Translation: What happens if de Blasio caves in to a bizarrely activist federal judge in ongoing litigation that specifically seeks to prevent aggressive policing in housing projects?

After all, the mayor refused to fight the same judge’s finding in a separate case — that the NYPD’s now-abandoned “stop-and-frisk” policies were so overtly racist that the department needs the oversight of a federal monitor.

Bratton paused, ever so briefly, and said: “I will work with what I have.”

Which is exactly what he should’ve said: Mayors set the parameters of police policy; police commissioners, at least in public, accept them.

But it was not a comforting answer. For Mac Donald’s question, and her concerns, are spot on.

The judge, Shira Scheindlin, has Bratton’s strategy to combat housing-project violence in the palm of her hand. If she says no, and de Blasio buys in, all is effectively over.

Scheindlin’s conduct in the stop-and-frisk case was so egregious that a higher federal court removed her from that matter — without, alas, overturning her finding.

The effect was to sharply scale back the Giuliani- and Bloomberg-era practices that did a great deal to remove illegal guns from the streets.

Now guns are making a comeback, at least in Brooklyn and Bronx projects. And it’s hard not to see a connection — however tenuous it might seem at the moment.

What about later? What about this summer, the heart of the inner-city shooting season? What about a year from now? That could be up to Scheindlin — and de Blasio.

The judge appears to have learned nothing from her pummeling at the hands of the appeals court.

Certainly not humility. She refuses to relinquish the housing-project case, which essentially seeks to bar cops from enforcing laws against loitering in lobbies, corridors and elevators.

The theory, stripped to bare metal, is that cops don’t have a big presence in doorman buildings and the like, where relatively few poor blacks and Hispanics live, and so it’s discriminatory for them to target the projects.

It’s down-the-rabbit-hole reasoning, to be sure: The projects are where the crime is.

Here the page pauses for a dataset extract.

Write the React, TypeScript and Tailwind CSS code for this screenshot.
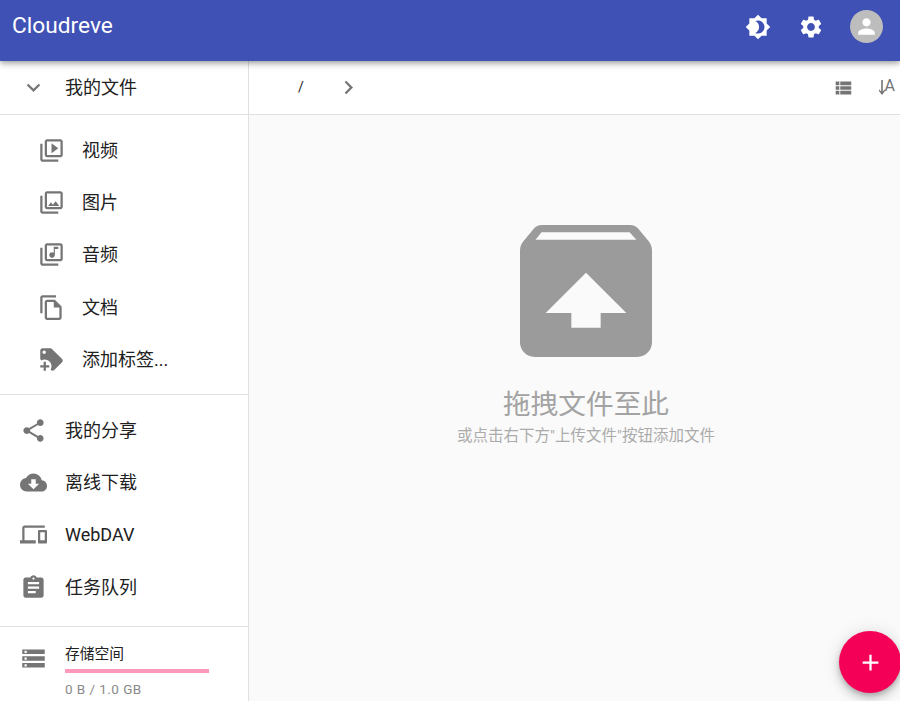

That is, where the victims are.

But Scheindlin bought it in the stop-and-frisk litigation, as did de Blasio — and there’s nothing to suggest that either of them is more connected to reality today.

Right now, de Blasio and City Council Speaker Melissa Mark-Viverito are involved in an odd fiscal fandango — she wants 1,000 added cops; he doesn’t — but that has nothing to do with crime.

Rather, they need something to debate in public as the city’s budgeting process proceeds. (Remember how Mike Bloomberg always proposed shutting firehouses?)

No, the law-and-order question of the moment is whether the two of them are prepared to back Bratton in the face of Scheindlin’s insane activism — much as Bloom­berg backed Ray Kelly.

It’s a critical test, and how strange it is that the answer isn’t a slam-dunk “yes.” Kudos to Heather Mac Donald for the reality check.